Okay, I hate these parents... I simply can't help it, I really don't like them. Most of the time I think their kids run amok because the parents don't have the structure to follow through with discipline - ie, they're lazy!!! This just kills me because, yes, it's harder on the parent when a child is punished or grounded... that means no tv, playdates, or anything else that might give the parent a small break - but, really, did someone ever tell you being a parent was an easy job?

Every kid will push their boundaries and some kids, I think, are naturally more agressive than others. They can't discipline themselves, they need you to teach them.

Try this one and see if it works - a friend of mine took his son to the park and two older boys kept shoving him and taking his sand toys.

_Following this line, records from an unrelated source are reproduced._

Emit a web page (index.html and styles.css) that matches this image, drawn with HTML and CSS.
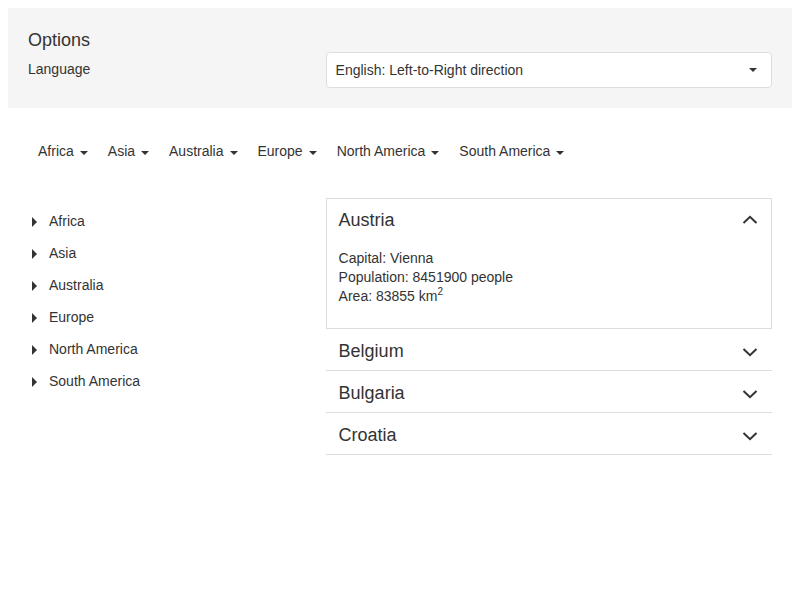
FILE: index.html
```html
<!DOCTYPE html>
<html>
<head>
<meta charset="utf-8">
<link rel="stylesheet" href="styles.css">
</head>
<body>
<div class="options">
  <div class="options-title">Options</div>
  <div class="options-row">
    <div class="label">Language</div>
    <div class="select">
      <span>English: Left-to-Right direction</span>
      <span class="caret"></span>
    </div>
  </div>
</div>

<div class="content">
  <nav class="nav">
    <span class="nav-item">Africa<span class="caret"></span></span>
    <span class="nav-item">Asia<span class="caret"></span></span>
    <span class="nav-item">Australia<span class="caret"></span></span>
    <span class="nav-item">Europe<span class="caret"></span></span>
    <span class="nav-item">North America<span class="caret"></span></span>
    <span class="nav-item">South America<span class="caret"></span></span>
  </nav>

  <div class="main">
    <ul class="tree">
      <li><span class="tri"></span>Africa</li>
      <li><span class="tri"></span>Asia</li>
      <li><span class="tri"></span>Australia</li>
      <li><span class="tri"></span>Europe</li>
      <li><span class="tri"></span>North America</li>
      <li><span class="tri"></span>South America</li>
    </ul>

    <div class="accordion">
      <div class="acc-open">
        <div class="acc-head">
          <span>Austria</span>
          <svg class="chev" width="16" height="10" viewBox="0 0 16 10"><polyline points="1.5,8 8,1.8 14.5,8" fill="none" stroke="#333" stroke-width="2"/></svg>
        </div>
        <div class="acc-body">
          <div>Capital: Vienna</div>
          <div>Population: 8451900 people</div>
          <div>Area: 83855 km<sup>2</sup></div>
        </div>
      </div>
      <div class="acc-item">
        <span>Belgium</span>
        <svg class="chev" width="16" height="10" viewBox="0 0 16 10"><polyline points="1.5,2 8,8.2 14.5,2" fill="none" stroke="#333" stroke-width="2"/></svg>
      </div>
      <div class="acc-item">
        <span>Bulgaria</span>
        <svg class="chev" width="16" height="10" viewBox="0 0 16 10"><polyline points="1.5,2 8,8.2 14.5,2" fill="none" stroke="#333" stroke-width="2"/></svg>
      </div>
      <div class="acc-item">
        <span>Croatia</span>
        <svg class="chev" width="16" height="10" viewBox="0 0 16 10"><polyline points="1.5,2 8,8.2 14.5,2" fill="none" stroke="#333" stroke-width="2"/></svg>
      </div>
    </div>
  </div>
</div>
</body>
</html>
```

FILE: styles.css
```css
body {
  margin: 8px;
  font-family: "Liberation Sans", Arial, sans-serif;
  font-size: 14px;
  color: #333;
  background: #fff;
}

.options {
  background: #f5f5f5;
  padding: 20px;
}

.options-title {
  font-size: 18px;
  line-height: 24px;
}

.options-row {
  display: flex;
  align-items: flex-start;
}

.label {
  width: 40%;
  line-height: 20px;
  padding-top: 7px;
}

.select {
  width: 60%;
  box-sizing: border-box;
  height: 36px;
  background: #fff;
  border: 1px solid #ddd;
  border-radius: 4px;
  display: flex;
  align-items: center;
  justify-content: space-between;
  padding: 0 14px 0 9px;
}

.caret {
  display: inline-block;
  width: 0;
  height: 0;
  border-top: 4px solid #333;
  border-left: 4px solid transparent;
  border-right: 4px solid transparent;
}

.content {
  padding: 0 20px;
}

.nav {
  display: flex;
  margin-top: 20px;
  height: 46px;
  align-items: center;
  padding: 0 10px;
  gap: 20px;
}

.nav-item {
  display: inline-flex;
  align-items: center;
  line-height: 20px;
}

.nav-item .caret {
  margin-left: 6px;
  margin-top: 3px;
}

.main {
  display: flex;
  margin-top: 24px;
}

.tree {
  list-style: none;
  margin: 0;
  padding: 7px 0 0 0;
  width: 40%;
}

.tree li {
  height: 32px;
  display: flex;
  align-items: center;
  padding-left: 4px;
}

.tri {
  width: 0;
  height: 0;
  border-left: 5px solid #333;
  border-top: 5px solid transparent;
  border-bottom: 5px solid transparent;
  margin-right: 12px;
  margin-top: 2px;
}

.accordion {
  width: 60%;
}

.acc-open {
  border: 1px solid #ddd;
}

.acc-head {
  height: 42px;
  display: flex;
  align-items: center;
  justify-content: space-between;
  padding: 0 13px 0 12px;
  font-size: 18px;
}

.acc-body {
  padding: 8px 12px 22px;
  line-height: 19px;
}

.acc-body sup {
  font-size: 10px;
  line-height: 0;
  vertical-align: 6px;
}

.acc-item {
  height: 42px;
  box-sizing: border-box;
  border-bottom: 1px solid #ddd;
  display: flex;
  align-items: center;
  justify-content: space-between;
  padding: 4px 14px 0 13px;
  font-size: 18px;
}

.chev {
  display: block;
}
```
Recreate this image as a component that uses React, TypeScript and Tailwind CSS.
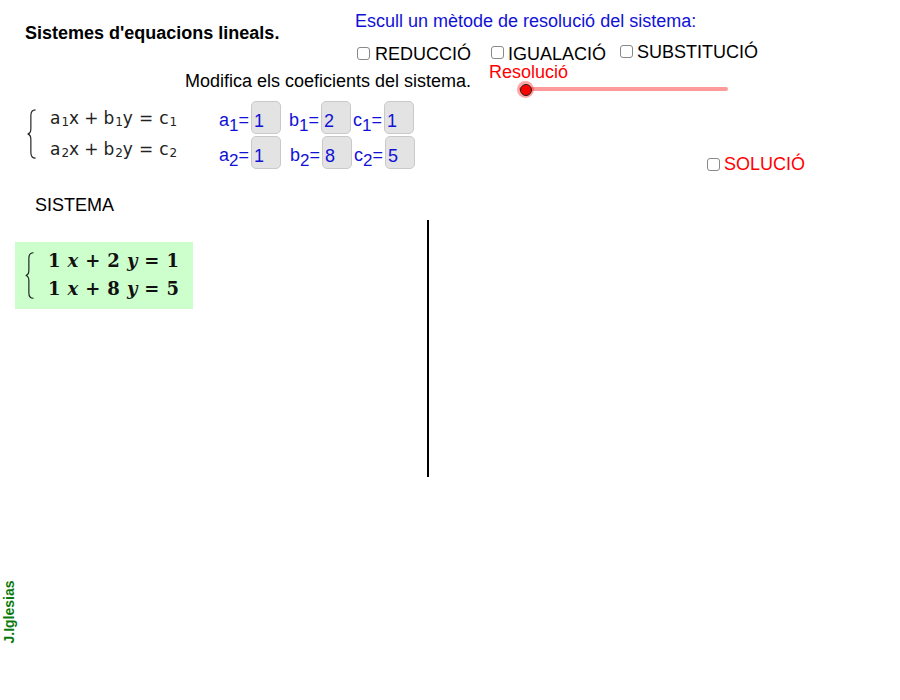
import React from "react";

const BLUE = "text-[#1111d6]";

function Brace({ className }: { className: string }) {
  return (
    <svg className={className} viewBox="0 0 10 50" preserveAspectRatio="none" fill="none">
      <path
        d="M9.5,0.8 C6,0.8 4.3,2.5 4.3,6.5 L4.3,19.5 C4.3,23 3,24.6 0.8,25 C3,25.4 4.3,27 4.3,30.5 L4.3,43.5 C4.3,47.5 6,49.2 9.5,49.2"
        stroke="#222"
        strokeWidth="1.3"
      />
    </svg>
  );
}

function CheckBox({ left, top }: { left: string; top: string }) {
  return <div className={`absolute ${left} ${top} w-[13px] h-[13px] border-[1.5px] border-[#888] rounded-[3px] bg-white`} />;
}

function Sub({ c }: { c: string }) {
  return <span className="text-[12px] relative top-[2px] ml-[1px]">{c}</span>;
}

function TemplateRow({ n }: { n: string }) {
  return (
    <div className="flex items-baseline text-[17px] leading-[20px] text-[#222] [font-family:'DejaVu_Sans',sans-serif]">
      <span>a</span>
      <Sub c={n} />
      <span>x</span>
      <span className="mx-[5px]">+</span>
      <span>b</span>
      <Sub c={n} />
      <span>y</span>
      <span className="mx-[6px]">=</span>
      <span>c</span>
      <Sub c={n} />
    </div>
  );
}

function Coef({ name, n, value, boxLeft, labelLeft, top }: { name: string; n: string; value: string; boxLeft: string; labelLeft: string; top: string }) {
  return (
    <>
      <div className={`absolute ${labelLeft} ${top} flex items-start text-[18px] leading-[20px] ${BLUE}`}>
        <span className="mt-[9px]">{name}</span>
        <span className="mt-[15px] text-[17px]">{n}</span>
        <span className="mt-[9px]">=</span>
      </div>
      <div className={`absolute ${boxLeft} ${top} w-[30px] h-[33px] rounded-[5px] bg-[#e3e3e3] border border-[#c9c9c9] pl-[2px] pt-[9px] text-[18px] leading-[20px] ${BLUE}`}>
        {value}
      </div>
    </>
  );
}

function SysRow({ a, b, c }: { a: string; b: string; c: string }) {
  return (
    <div className="flex items-baseline text-[18px] leading-[28px] font-bold text-[#111] [font-family:'DejaVu_Serif',serif]">
      <span>{a}</span>
      <span className="ml-[7px] italic">x</span>
      <span className="mx-[7px]">+</span>
      <span>{b}</span>
      <span className="ml-[7px] italic">y</span>
      <span className="mx-[7px]">=</span>
      <span>{c}</span>
    </div>
  );
}

export default function App() {
  return (
    <div className="relative w-[900px] h-[700px] bg-white overflow-hidden [font-family:'Liberation_Sans',Arial,sans-serif] text-[18px] leading-[18px] text-black">
      <div className="absolute left-[25px] top-[24px] font-bold">Sistemes d'equacions lineals.</div>
      <div className={`absolute left-[355px] top-[12px] ${BLUE}`}>Escull un mètode de resolució del sistema:</div>

      <CheckBox left="left-[357px]" top="top-[47px]" />
      <div className="absolute left-[375px] top-[45px]">REDUCCIÓ</div>
      <CheckBox left="left-[491px]" top="top-[46px]" />
      <div className="absolute left-[508px] top-[45px]">IGUALACIÓ</div>
      <CheckBox left="left-[620px]" top="top-[45px]" />
      <div className="absolute left-[637px] top-[43px]">SUBSTITUCIÓ</div>

      <div className="absolute left-[185px] top-[72px]">Modifica els coeficients del sistema.</div>
      <div className="absolute left-[489px] top-[63px] text-[#ff0000]">Resolució</div>

      {/* slider */}
      <div className="absolute left-[519px] top-[87px] w-[209px] h-[4px] rounded-full bg-[#ff9a9a]" />
      <div className="absolute left-[517px] top-[81px] w-[17px] h-[17px] rounded-full bg-[#ff0000]/35" />
      <div className="absolute left-[519.5px] top-[83.5px] w-[12px] h-[12px] rounded-full bg-[#ff0000] border-[1.5px] border-[#222]" />

      {/* template system */}
      <Brace className="absolute left-[27px] top-[109px] w-[9px] h-[50px]" />
      <div className="absolute left-[50px] top-[108px] flex flex-col gap-[9px]">
        <TemplateRow n="1" />
        <TemplateRow n="2" />
      </div>

      <Coef name="a" n="1" value="1" labelLeft="left-[219px]" boxLeft="left-[251px]" top="top-[101px]" />
      <Coef name="b" n="1" value="2" labelLeft="left-[289px]" boxLeft="left-[321px]" top="top-[101px]" />
      <Coef name="c" n="1" value="1" labelLeft="left-[353px]" boxLeft="left-[384px]" top="top-[101px]" />
      <Coef name="a" n="2" value="1" labelLeft="left-[219px]" boxLeft="left-[251px]" top="top-[136px]" />
      <Coef name="b" n="2" value="8" labelLeft="left-[290px]" boxLeft="left-[322px]" top="top-[136px]" />
      <Coef name="c" n="2" value="5" labelLeft="left-[354px]" boxLeft="left-[385px]" top="top-[136px]" />

      <CheckBox left="left-[707px]" top="top-[158px]" />
      <div className="absolute left-[724px] top-[155px] text-[#ff0000]">SOLUCIÓ</div>

      <div className="absolute left-[35px] top-[196px]">SISTEMA</div>

      <div className="absolute left-[15px] top-[242px] w-[178px] h-[67px] bg-[#ccffcc] flex items-center pl-[10px]">
        <Brace className="w-[9px] h-[47px]" />
        <div className="ml-[14px] -mt-[2px] flex flex-col">
          <SysRow a="1" b="2" c="1" />
          <SysRow a="1" b="8" c="5" />
        </div>
      </div>

      <div className="absolute left-[427px] top-[220px] w-[1.5px] h-[257px] bg-black" />

      <div className="absolute left-[-23px] top-[604px] w-[64px] h-[16px] -rotate-90 flex items-center justify-center text-[14px] leading-[16px] font-bold text-[#0a7a0a] whitespace-nowrap">
        J.Iglesias
      </div>
    </div>
  );
}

The boys' mother stood there the whole time and didn't say a word to them about it - she just let her sons pick on and steal from a much smaller boy. The father didn't say anything to the boys or the mother, he simply walked up, took his son's toys back and started to walk away. His son said, standing right next to the mother, "Daddy, why didn't they have to say they're sorry?" (because he, most certainly would have had to) My friend told his son, loud enough for the whole park to hear, "Some people just have rotten parents."